Apple’s later advertising slogans would suggest something of these machines’ dual nature, alternately individualized and general-purpose tools, designed to liberate creative expression and unlock entrepreneurial efficiency: Think Different. It Just Works.

It’s easy to take for granted the role that phones, laptops, and tablets have come to occupy in our everyday, digitally integrated lives. But our relationships to these ‘personal computing’ devices have evolved in rather dramatically beyond what existed before Apple’s influence on product configuration and user experience—from form factor to retail design to customer service and support—helped usher in what was then heralded as a ‘Post-PC era.’


As if anticipating recent developments in the tech industry, the nostalgic debut novel by Tamara Shopsin, Laser Writer II, published in October, portrays the height of the PC era at the storied independent computer-repair shop Tekserve during the 1990s.[7] Tekserve was an early Apple-authorized reseller and service provider, which opened on West 23rd Street in 1987, fifteen years before the introduction of the first Genius Bar at Apple’s SoHo flagship store. Until it finally closed down in 2016, Tekserve was known as a New York City institution, something of a countercultural crossroads where, as Shopsin’s novel illustrates, misfits of various stripes, consumer electronics enthusiasts, early adopters, and evangelists, all manner of techies and tech-illiterates alike met face to face. Shopsin’s protagonist, Claire, is a computer novice who, after taking a job at Tekserve, finds her calling as a repair technician: “A noble calling that helps people make poetry and do their taxes.”[8]

These days, computers still hold endless possibilities, but for the ordinary user, the novelty of writing poetry or doing taxes on a computer has been likely overcome by senses of necessity and inevitability. If enlisting the power of computer technology to systematize everyday tasks was once an ennobling entrepreneurial virtue, it is now perfectly common, if not oftentimes compulsory. Still, a sense of mystery remains about these devices on which we so rely. We do indeed expect them to just work, all the time, and when they don’t, we’re all the more disempowered for it.


At Apple’s annual sales conference in October 1983, Jobs spoke to the structure of the burgeoning PC marketplace when he described Apple as “the only hope to give IBM a run for its money,” and “the only force that can ensure [the] future freedom” of the dealers whose sales and distribution networks depended on the synergy between Apple and independent developers who built specialized software and peripherals to offer personal computing solutions to Apple’s “installed base” of general-purpose users. With the threat of a resurgent IBM crowding out competition in the PC marketplace Apple had pioneered and established, Jobs asked, “Will Big Blue dominate the entire computer industry? The entire Information Age?”[9]

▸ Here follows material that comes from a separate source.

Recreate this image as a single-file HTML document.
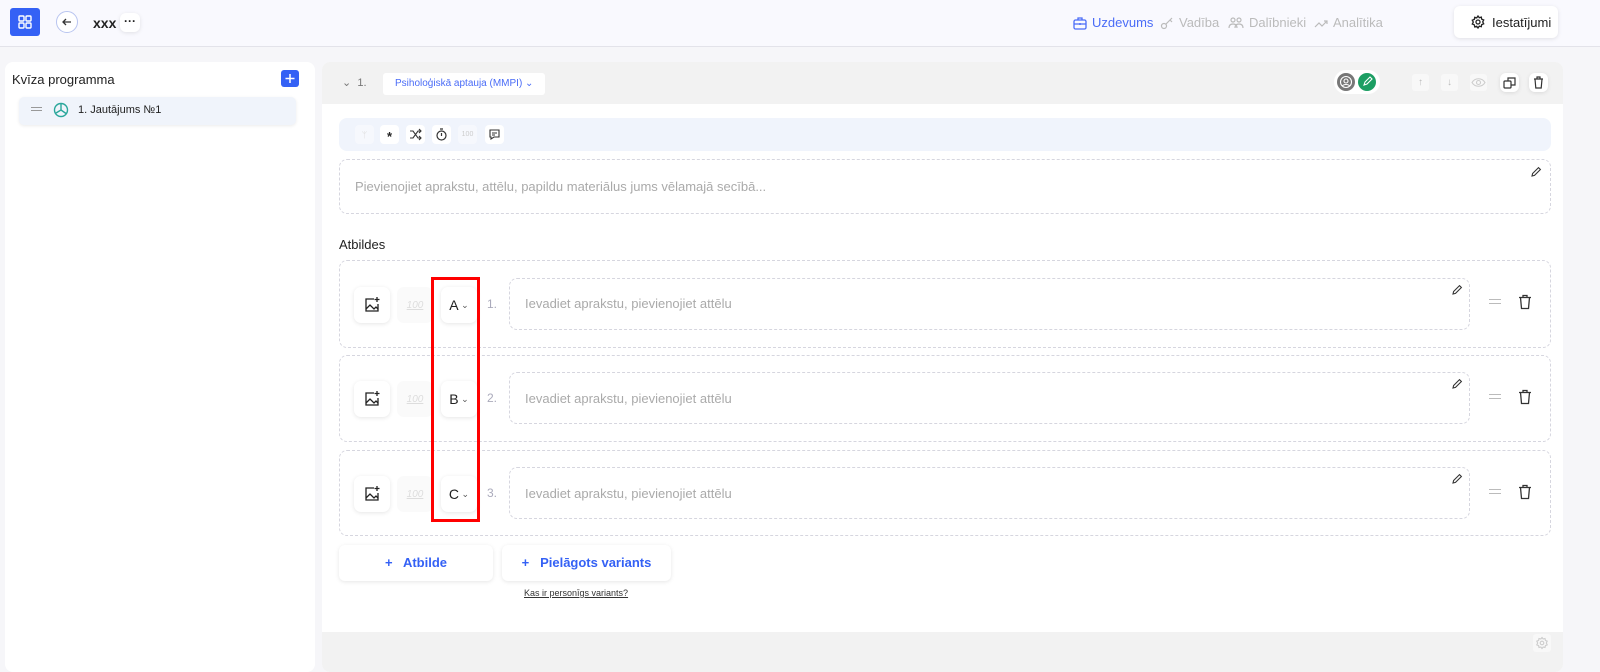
<!DOCTYPE html>
<html><head><meta charset="utf-8"><style>
*{box-sizing:border-box;margin:0;padding:0}
body{width:1600px;height:672px;overflow:hidden;background:#f6f6f9;font-family:"Liberation Sans",sans-serif;position:relative;color:#222}
.abs{position:absolute}
.hdr{left:0;top:0;width:1600px;height:47px;background:#f9f9fe;border-bottom:1px solid #e3e3ea}
.btnw{background:#fff;border-radius:6px;box-shadow:0 1px 4px rgba(0,0,0,.1)}
.nav{font-size:13px;color:#bbb;top:15px;display:flex;align-items:center;gap:5px}
.dash{border:1px dashed #d6d6df;border-radius:8px}
.ico{width:36px;height:36px;background:#fff;border-radius:7px;box-shadow:0 1px 4px rgba(0,0,0,.1);display:flex;align-items:center;justify-content:center}
.tb{width:19px;height:19px;background:#fff;border-radius:4px;display:flex;align-items:center;justify-content:center;font-size:11px}
svg{display:block}
</style></head><body>
<div class="abs hdr"></div>
<div class="abs" style="left:10px;top:8px;width:30px;height:28px;background:#3461f5;border-radius:3px"><svg width="30" height="28"><g fill="none" stroke="#fff" stroke-width="1.4"><rect x="9" y="8" width="5" height="5" rx="1"/><rect x="16" y="8" width="5" height="5" rx="1"/><rect x="9" y="15" width="5" height="5" rx="1"/><rect x="16" y="15" width="5" height="5" rx="1"/></g></svg></div>
<div class="abs" style="left:56px;top:11px;width:22px;height:22px;border:1px solid #b8c4f0;border-radius:50%;background:#fff"><svg width="20" height="20"><path d="M14 10H6M9 7l-3 3 3 3" fill="none" stroke="#333" stroke-width="1.3"/></svg></div>
<div class="abs" style="left:93px;top:15px;font-size:14px;font-weight:bold">xxx</div>
<div class="abs btnw" style="left:120px;top:13px;width:20px;height:19px;text-align:center;font-size:12px;line-height:16px;font-weight:bold">···</div>
<div class="abs nav" style="left:1073px;color:#4a6cf7"><svg width="14" height="14"><g fill="none" stroke="#4a6cf7" stroke-width="1.3"><rect x="1" y="4" width="12" height="9" rx="1.5"/><path d="M5 4V2h4v2M1 8h12M7 7v2"/></g></svg>Uzdevums</div>
<div class="abs nav" style="left:1160px"><svg width="14" height="14"><g fill="none" stroke="#bbb" stroke-width="1.2"><circle cx="4" cy="10" r="2.5"/><path d="M6 8l6-6M10 4l2 2"/></g></svg>Vadība</div>
<div class="abs nav" style="left:1228px"><svg width="16" height="14"><g fill="none" stroke="#bbb" stroke-width="1.2"><circle cx="5" cy="4" r="2"/><circle cx="11" cy="4" r="2"/><path d="M1 12c0-3 2-4 4-4s4 1 4 4M7 12c0-3 2-4 4-4s4 1 4 4"/></g></svg>Dalībnieki</div>
<div class="abs nav" style="left:1314px"><svg width="14" height="14"><path d="M1 11l4-4 3 3 5-5M10 5h3v3" fill="none" stroke="#bbb" stroke-width="1.2"/></svg>Analītika</div>
<div class="abs btnw" style="left:1454px;top:6px;width:104px;height:32px;font-size:13px;display:flex;align-items:center;gap:7px;padding-left:17px"><svg width="14" height="14"><g fill="none" stroke="#222" stroke-width="1.3"><circle cx="7" cy="7" r="2"/><path d="M7 1l1.3 1.7 2-.6.4 2.1 2 .8-1 1.9 1 1.9-2 .8-.4 2.1-2-.6L7 13l-1.3-1.7-2 .6-.4-2.1-2-.8 1-1.9-1-1.9 2-.8.4-2.1 2 .6z"/></g></svg>Iestatījumi</div>

<div class="abs" style="left:5px;top:62px;width:310px;height:610px;background:#fff;border-radius:8px"></div>
<div class="abs" style="left:12px;top:72px;font-size:13px">Kvīza programma</div>
<div class="abs" style="left:281px;top:70px;width:18px;height:17px;background:#3461f5;border-radius:3px"><svg width="18" height="17"><path d="M9 4v9M4.5 8.5h9" stroke="#fff" stroke-width="1.5"/></svg></div>
<div class="abs" style="left:19px;top:97px;width:277px;height:28px;background:#f0f4fb;border-radius:5px;box-shadow:0 1px 3px rgba(0,0,0,.08)"></div>
<div class="abs" style="left:31px;top:107px;width:11px;height:4px;border-top:1px solid #999;border-bottom:1px solid #999"></div>
<div class="abs" style="left:53px;top:102px"><svg width="16" height="16"><g fill="none" stroke="#2aa79b" stroke-width="1.4"><circle cx="8" cy="8" r="6.5"/><path d="M8 1.5V8l5 3.5M8 8l-5 3"/></g></svg></div>
<div class="abs" style="left:78px;top:104px;font-size:11px">1. Jautājums №1</div>

<div class="abs" style="left:322px;top:62px;width:1241px;height:610px;background:#fff;border-radius:8px;overflow:hidden">
<div class="abs" style="left:0;top:0;width:1241px;height:42px;background:#f2f2f2"></div>
<div class="abs" style="left:0;top:570px;width:1241px;height:40px;background:#f2f2f2"></div>
</div>
<div class="abs" style="left:342px;top:76px;font-size:11px;color:#777">⌄ &nbsp;1.</div>
<div class="abs" style="left:383px;top:73px;width:162px;height:22px;background:#fff;border-radius:3px;font-size:10px;color:#4a6cf7;line-height:22px;padding-left:12px">Psiholoģiskā aptauja (MMPI) ⌄</div>
<div class="abs" style="left:1334px;top:70px;width:46px;height:24px;background:#fff;border-radius:12px"></div>
<div class="abs" style="left:1337px;top:73px;width:18px;height:18px;border-radius:50%;background:#777"><svg width="18" height="18"><g fill="none" stroke="#fff" stroke-width="1.1"><circle cx="9" cy="9" r="5.5"/><circle cx="9" cy="8" r="2"/><path d="M5.5 13c1-2 6-2 7 0"/></g></svg></div>
<div class="abs" style="left:1358px;top:73px;width:18px;height:18px;border-radius:50%;background:#1c9e63"><svg width="18" height="18"><path d="M6 12l1-3 5-5 2 2-5 5z" fill="none" stroke="#fff" stroke-width="1.1"/></svg></div>
<div class="abs" style="left:1412px;top:74px;width:17px;height:17px;background:#f8f8f8;border-radius:3px;font-size:10px;color:#bbb;text-align:center;line-height:17px">↑</div>
<div class="abs" style="left:1441px;top:74px;width:17px;height:17px;background:#f8f8f8;border-radius:3px;font-size:10px;color:#bbb;text-align:center;line-height:17px">↓</div>
<div class="abs" style="left:1470px;top:74px;width:17px;height:17px;background:#f8f8f8;border-radius:3px"><svg width="17" height="17"><g fill="none" stroke="#ccc" stroke-width="1.1"><path d="M2 8.5c3-5 10-5 13 0-3 5-10 5-13 0z"/><circle cx="8.5" cy="8.5" r="2"/></g></svg></div>
<div class="abs btnw" style="left:1500px;top:73px;width:19px;height:19px"><svg width="19" height="19"><g fill="none" stroke="#333" stroke-width="1.2"><rect x="4" y="8" width="7" height="7" rx="1"/><path d="M8 8V5h7v7h-4"/></g></svg></div>
<div class="abs btnw" style="left:1529px;top:73px;width:19px;height:19px"><svg width="19" height="19"><g fill="none" stroke="#333" stroke-width="1.2"><path d="M5 6h9M8 6V4h3v2M6 6l.8 9h5.4L13 6"/></g></svg></div>

<div class="abs" style="left:339px;top:118px;width:1212px;height:33px;background:#f0f4fc;border-radius:8px"></div>
<div class="abs tb" style="left:355px;top:125px;background:#f6f8fd;color:#ddd;font-size:9px">ᛘ</div>
<div class="abs tb" style="left:380px;top:125px;font-weight:bold;font-size:13px;padding-top:4px">*</div>
<div class="abs tb" style="left:406px;top:125px"><svg width="13" height="13"><path d="M1 3h3l5 7h3M1 10h3l5-7h3M10 1l2 2-2 2M10 8l2 2-2 2" fill="none" stroke="#333" stroke-width="1.1"/></svg></div>
<div class="abs tb" style="left:432px;top:125px"><svg width="13" height="13"><g fill="none" stroke="#333" stroke-width="1.2"><circle cx="6.5" cy="7.5" r="4.5"/><path d="M6.5 5v3M5 1h3"/></g></svg></div>
<div class="abs tb" style="left:458px;top:125px;background:#f6f8fd;color:#ccc;font-size:7px">100</div>
<div class="abs tb" style="left:485px;top:125px"><svg width="13" height="13"><path d="M2 2h9v7H6l-3 2V9H2z M4 5h5M4 7h3" fill="none" stroke="#333" stroke-width="1.1"/></svg></div>

<div class="abs dash" style="left:339px;top:159px;width:1212px;height:55px"></div>
<div class="abs" style="left:355px;top:179px;font-size:13px;color:#aaa">Pievienojiet aprakstu, attēlu, papildu materiālus jums vēlamajā secībā...</div>
<div class="abs" style="left:1530px;top:166px"><svg width="12" height="12"><path d="M2 10l.6-2.5L8.5 1.6l1.9 1.9-5.9 5.9z" fill="none" stroke="#333" stroke-width="1.1"/></svg></div>
<div class="abs" style="left:339px;top:237px;font-size:13px">Atbildes</div>

<div class="abs dash" style="left:339px;top:260px;width:1212px;height:88px"></div>
<div class="abs dash" style="left:339px;top:355px;width:1212px;height:87px"></div>
<div class="abs dash" style="left:339px;top:450px;width:1212px;height:86px"></div>

<!-- rows -->
<div id="rows"></div>
<div class="abs ico" style="left:354px;top:287px"><svg width="18" height="18"><g fill="none" stroke="#222" stroke-width="1.3"><path d="M11 3H3v12h12V8"/><path d="M3 13l4-4 4 4 2-2 2 2"/><path d="M14 1v5M11.5 3.5h5"/></g></svg></div><div class="abs ico" style="left:397px;top:287px;box-shadow:none;background:#fafafa;color:#ddd;font-size:10px;font-style:italic;text-decoration:underline">100</div><div class="abs ico" style="left:441px;top:287px;font-size:14px">A<span style="font-size:9px;color:#555">&nbsp;⌄</span></div><div class="abs" style="left:487px;top:297px;font-size:12px;color:#aab">1.</div><div class="abs dash" style="left:509px;top:278px;width:961px;height:52px"></div><div class="abs" style="left:525px;top:296px;font-size:13px;color:#aaa">Ievadiet aprakstu, pievienojiet attēlu</div><div class="abs" style="left:1451px;top:284px"><svg width="12" height="12"><path d="M2 10l.6-2.5L8.5 1.6l1.9 1.9-5.9 5.9z" fill="none" stroke="#333" stroke-width="1.1"/></svg></div><div class="abs" style="left:1489px;top:299px;width:12px;height:5px;border-top:1.5px solid #bbb;border-bottom:1.5px solid #bbb"></div><div class="abs" style="left:1516px;top:293px"><svg width="18" height="18"><g fill="none" stroke="#333" stroke-width="1.3"><path d="M3 4.5h12M7 4.5V2.5h4v2M4.5 4.5l1 11h7l1-11"/></g></svg></div>

<div class="abs ico" style="left:354px;top:381px"><svg width="18" height="18"><g fill="none" stroke="#222" stroke-width="1.3"><path d="M11 3H3v12h12V8"/><path d="M3 13l4-4 4 4 2-2 2 2"/><path d="M14 1v5M11.5 3.5h5"/></g></svg></div><div class="abs ico" style="left:397px;top:381px;box-shadow:none;background:#fafafa;color:#ddd;font-size:10px;font-style:italic;text-decoration:underline">100</div><div class="abs ico" style="left:441px;top:381px;font-size:14px">B<span style="font-size:9px;color:#555">&nbsp;⌄</span></div><div class="abs" style="left:487px;top:391px;font-size:12px;color:#aab">2.</div><div class="abs dash" style="left:509px;top:372px;width:961px;height:52px"></div><div class="abs" style="left:525px;top:391px;font-size:13px;color:#aaa">Ievadiet aprakstu, pievienojiet attēlu</div><div class="abs" style="left:1451px;top:378px"><svg width="12" height="12"><path d="M2 10l.6-2.5L8.5 1.6l1.9 1.9-5.9 5.9z" fill="none" stroke="#333" stroke-width="1.1"/></svg></div><div class="abs" style="left:1489px;top:394px;width:12px;height:5px;border-top:1.5px solid #bbb;border-bottom:1.5px solid #bbb"></div><div class="abs" style="left:1516px;top:388px"><svg width="18" height="18"><g fill="none" stroke="#333" stroke-width="1.3"><path d="M3 4.5h12M7 4.5V2.5h4v2M4.5 4.5l1 11h7l1-11"/></g></svg></div>

<div class="abs ico" style="left:354px;top:476px"><svg width="18" height="18"><g fill="none" stroke="#222" stroke-width="1.3"><path d="M11 3H3v12h12V8"/><path d="M3 13l4-4 4 4 2-2 2 2"/><path d="M14 1v5M11.5 3.5h5"/></g></svg></div><div class="abs ico" style="left:397px;top:476px;box-shadow:none;background:#fafafa;color:#ddd;font-size:10px;font-style:italic;text-decoration:underline">100</div><div class="abs ico" style="left:441px;top:476px;font-size:14px">C<span style="font-size:9px;color:#555">&nbsp;⌄</span></div><div class="abs" style="left:487px;top:486px;font-size:12px;color:#aab">3.</div><div class="abs dash" style="left:509px;top:467px;width:961px;height:52px"></div><div class="abs" style="left:525px;top:486px;font-size:13px;color:#aaa">Ievadiet aprakstu, pievienojiet attēlu</div><div class="abs" style="left:1451px;top:473px"><svg width="12" height="12"><path d="M2 10l.6-2.5L8.5 1.6l1.9 1.9-5.9 5.9z" fill="none" stroke="#333" stroke-width="1.1"/></svg></div><div class="abs" style="left:1489px;top:489px;width:12px;height:5px;border-top:1.5px solid #bbb;border-bottom:1.5px solid #bbb"></div><div class="abs" style="left:1516px;top:483px"><svg width="18" height="18"><g fill="none" stroke="#333" stroke-width="1.3"><path d="M3 4.5h12M7 4.5V2.5h4v2M4.5 4.5l1 11h7l1-11"/></g></svg></div>

<div class="abs" style="left:431px;top:277px;width:49px;height:245px;border:3px solid #f00"></div>

<div class="abs btnw" style="left:339px;top:545px;width:154px;height:36px;color:#3461f5;font-size:13px;font-weight:bold;text-align:center;line-height:36px">+ &nbsp; Atbilde</div>
<div class="abs btnw" style="left:502px;top:545px;width:169px;height:36px;color:#3461f5;font-size:13px;font-weight:bold;text-align:center;line-height:36px">+ &nbsp; Pielāgots variants</div>
<div class="abs" style="left:524px;top:588px;font-size:9px;text-decoration:underline;color:#333">Kas ir personīgs variants?</div>
<div class="abs" style="left:1533px;top:634px;width:18px;height:18px;background:#f8f8f8;border-radius:3px"><svg width="18" height="18"><g fill="none" stroke="#ccc" stroke-width="1.1"><circle cx="9" cy="9" r="1.8"/><path d="M9 3.5l1.2 1.5 1.8-.5.4 1.9 1.8.8-.9 1.8.9 1.8-1.8.8-.4 1.9-1.8-.5L9 14.5l-1.2-1.5-1.8.5-.4-1.9-1.8-.8.9-1.8-.9-1.8 1.8-.8.4-1.9 1.8.5z"/></g></svg></div>
</body></html>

If Apple’s Self Service Repair program does no more than make it easier for third-party service providers to properly repair Apple devices, thus creating more meaningful choices for consumers in the marketplace, at least it would be true to the rallying spirit of Apple’s early years in competition with “Big Blue” IBM. Today, Apple is the industry titan. It’s within Apple’s power to set the standards of a “right to repair” as a matter of user experience design, and to address various concerns which have been voiced within the tech industry.[10] In so doing, Apple’s Self Service Repair program may be a first, small step toward restoring some modicum of control in the user to make their own decisions about their personal tools.


[1] Apple Announces Self Service Repair (Nov. 17, 2021), https://www.apple.com/newsroom/2021/11/apple-announces-self-service-repair/.

[2] FTC to Ramp Up Law Enforcement Against Illegal Repair Restrictions (Jul. 21, 2021), https://www.ftc.gov/news-events/press-releases/2021/07/ftc-ramp-law-enforcement-against-illegal-repair-restrictions.

[3] Brian X. Chen, “What Apple’s New Repair Program Means for You (and your iPhone)” (Nov. 17, 2021), https://www.nytimes.com/2021/11/17/technology/personaltech/apple-iphone-self-repair.html.

[4] Steve Jobs, “When We invented the Personal Computer…” in Computers and People 30, no. 7-8 (1981), available at https://www.waynekirkwood.com/images/pdf/Steve_Jobs_When_We_Invented_the_Personal_Computer.pdf.

[5] Id.

[6] Id.

[7] Tamara Shopsin, Laser Writer II: A Novel (New York: Macmillan 2021).

[8] Shopsin, op. cit., quoted in Heller McAlpin, “Laser Writer II Hides a Dark Corporate Fairytale Under its Rosy Nostalgia” (Oct. 24, 2021), https://www.npr.org/2021/10/24/1048537825/laser-writer-ii-tamara-shopsin-review

[9] Steve Jobs, “1984” Ad Introduction, Keynote address at Apple Computer, Inc. Annual Sales

Conference, Honolulu, HI (Oct. 22, 1983), available at https://www.youtube.com/watch?v=lSiQA6KKyJo.

[10] Apple’s overall platform security has long been acknowledged, and famously, under Tim Cook’s leadership, Apple has scrupulously reported its treatment of user data, positioning itself as a champion of privacy protection, for example, in its notorious 2016 encryption dispute with the FBI. See https://www.apple.com/customer-letter/.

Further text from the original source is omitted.